If you want to go a step further, make two related stabs: one darker and shorter, one brighter with a longer tail. Alternate them every other bar. That instantly makes the phrase feel more intentional and less looped.

For an extra bit of oldskool flavor, try tiny pitch movement or a subtle pitch envelope at the start of the stab. Keep it small. You want a bit of bite and drift, not a laser sound. Tiny imperfections are your friend here.

So the process is: build the core, add grime, add air, shape the layers with EQ and macros, add movement, then print it to audio and edit it like a real DnB phrase. That’s how you turn a synth patch into an arrangement tool.

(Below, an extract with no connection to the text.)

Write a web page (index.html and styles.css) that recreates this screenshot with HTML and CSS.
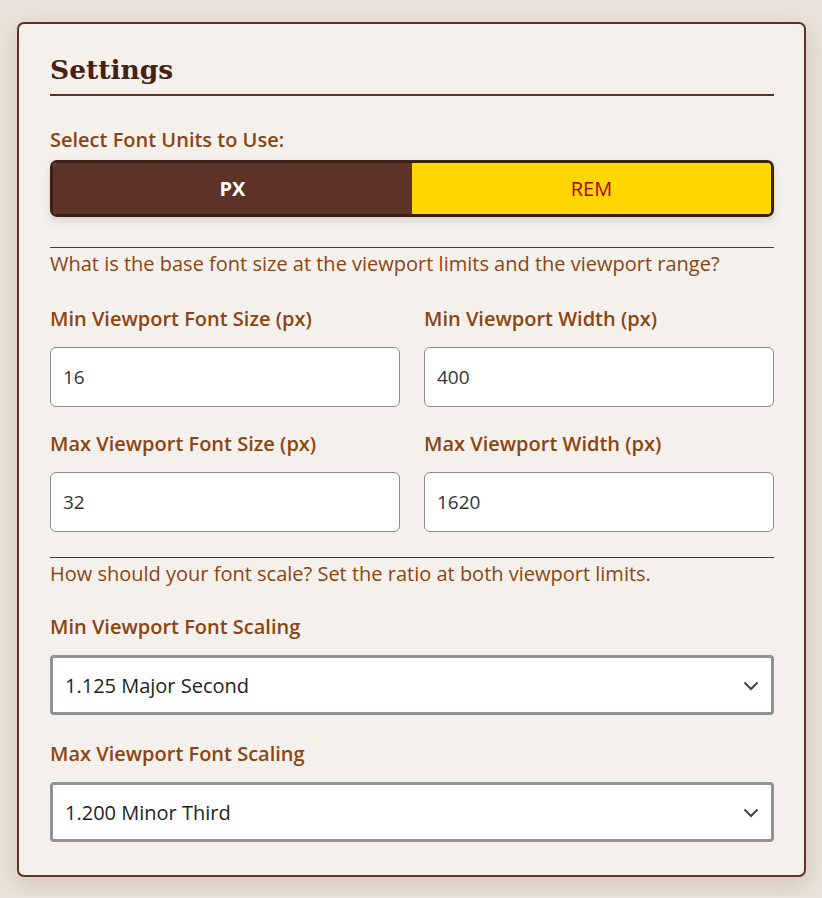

If you want to practice this properly, make three versions of the same hoover stab. One clean and centered. One dirty and overdriven. One airy and wider. Resample all three, then build a short 16-bar edit where the stab plays at least three roles: an offbeat accent, a turnaround fill, and a breakdown hook. Use one automation move across the whole thing, like filter opening or saturation rise. Then do one hard edit, like reversing a hit or cutting the tail short.

Final check: listen to the stab with drums only, then with bass only, then in the full mix. If it still feels strong in all three contexts, you’ve got a solid jungle and DnB edit element.

That’s the sound. Warm, gritty, a little dangerous, and fully controllable in Ableton Live 12. Build the layers with purpose, keep the low end clean, and don’t be afraid to print and chop. That’s where the real oldskool magic happens.